I scaled up 1/48 plans from the Daco “Uncovering the Lockheed Martin F-16 A/B/C/D” book to 1/32 scale and compared model parts shape to them. Everything fits almost perfectly to plans, except for vertical fin and horizontal stabilizers. The former seems to be slightly too small overall and the latter are slightly different shape. I wonder if an error in scaling up plans could have caused the fins size difference? It is possible, although the difference is quite noticeable (some 4mm in height) and other parts of the model fit very well to the same plan. Most surprising is that earlier I found very similar discrepancies when I compared Hasegawa 1/48 model parts to Daco plans. Could it be that there is an error in Daco plans and not in these models? It seems quite likely to me.
Tamiya definitely have not disappointed modelers with this new release. It is really a masterpiece of injection molding and engineering. Of course I don’t know yet how the parts will fit, but I expect the same as in all recent Tamiya kits - and this means almost perfect fit! Some may feel that all the detachable and movable parts are useless gimmicks, which only increase the price of the model. I think that many of these features will actually make the assembly and painting much easier, what makes them quite useful. I also welcome the possibility to keep finished model in its box. I currently do not have display space to keep finished model, but after seeing all the beautiful details in Tamiya Viper I feel I need to build it soon anyway! Tamiya’s clever idea means that I can finish my Viper and keep it in the box until I have more proper space available for it.
Many thanks to RAINBOW TEN online store for their excellent service, which allowed me to write this review less then a week after kit's release in Japan!
It was brought to my attention that there is one more potential problem in Tamiya Viper kit: instrument faces on main instrument panel are flat and featureless. There is no molded on detail on them and no decals are provided with instrument faces. It looks like Tamiya planned to provide instrument faces as decals and simply forgot to add them later... I wrote that it is a potential problem, because for many modelers it should be easy to use aftermarket decals, printed instrument faces or simply paint details on instruments, but for many others it may be significant problem, thus it is important to mention it here.

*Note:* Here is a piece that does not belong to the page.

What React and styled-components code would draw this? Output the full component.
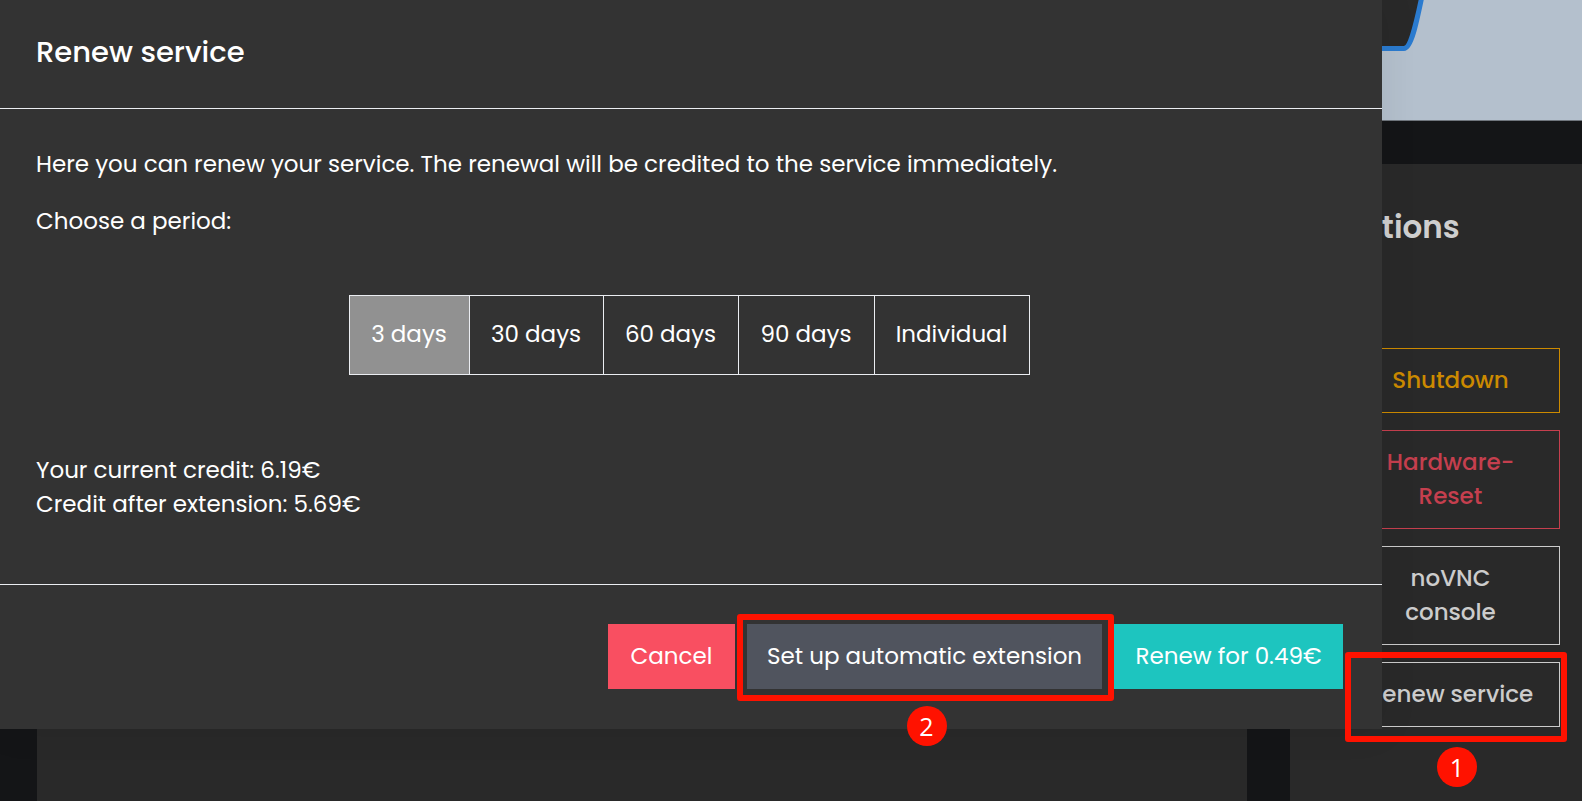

If you look closely on photo of sprue C you can see that the leading edge of vertical fin is damaged. It looks like some part from other sprue has been pressed against fin part and caused damage to thin fin edge. This is how I found this part in my kit box when I first opened it, so it could have been damaged in transport, or during packing in Tamiya factory - it is difficult to say now. Parts it model reviewed by Michael Benolkin at http://www.cybermodeler.com were similarly damaged. He wrote that "the vertical stab halves had been damaged, probably when it came out of the molds. Great packaging, but not-so-great quality control." In my kit however the plastic bag in which sprue C had been packed was slightly torn/cut near the damage area on the fin part, so the damage was definitely made when the parts were already in the bag. This suggests packing error, not mold release problem. And I assume that quality control is performed before parts are packed. So actually quality control may be OK, but packaging is not! I know that other people were receiving new Viper kits without any damaged parts, so luckily it doesn't appear to be a generic problem.
I let guys at Rainbow Ten, from whom I bought the kit, know about my problem last week and today (or actually yesterday, but I was not home to receive the package) I received complete replacement sprue C from them! It is of course perfect without any blemishes. Please note that today is Tuesday, I emailed RT about the problem last Wednesday. And I'm in Poland, while RT are in Japan! EXCELLENT SERVICE! Many thanks Rainbow Ten!!!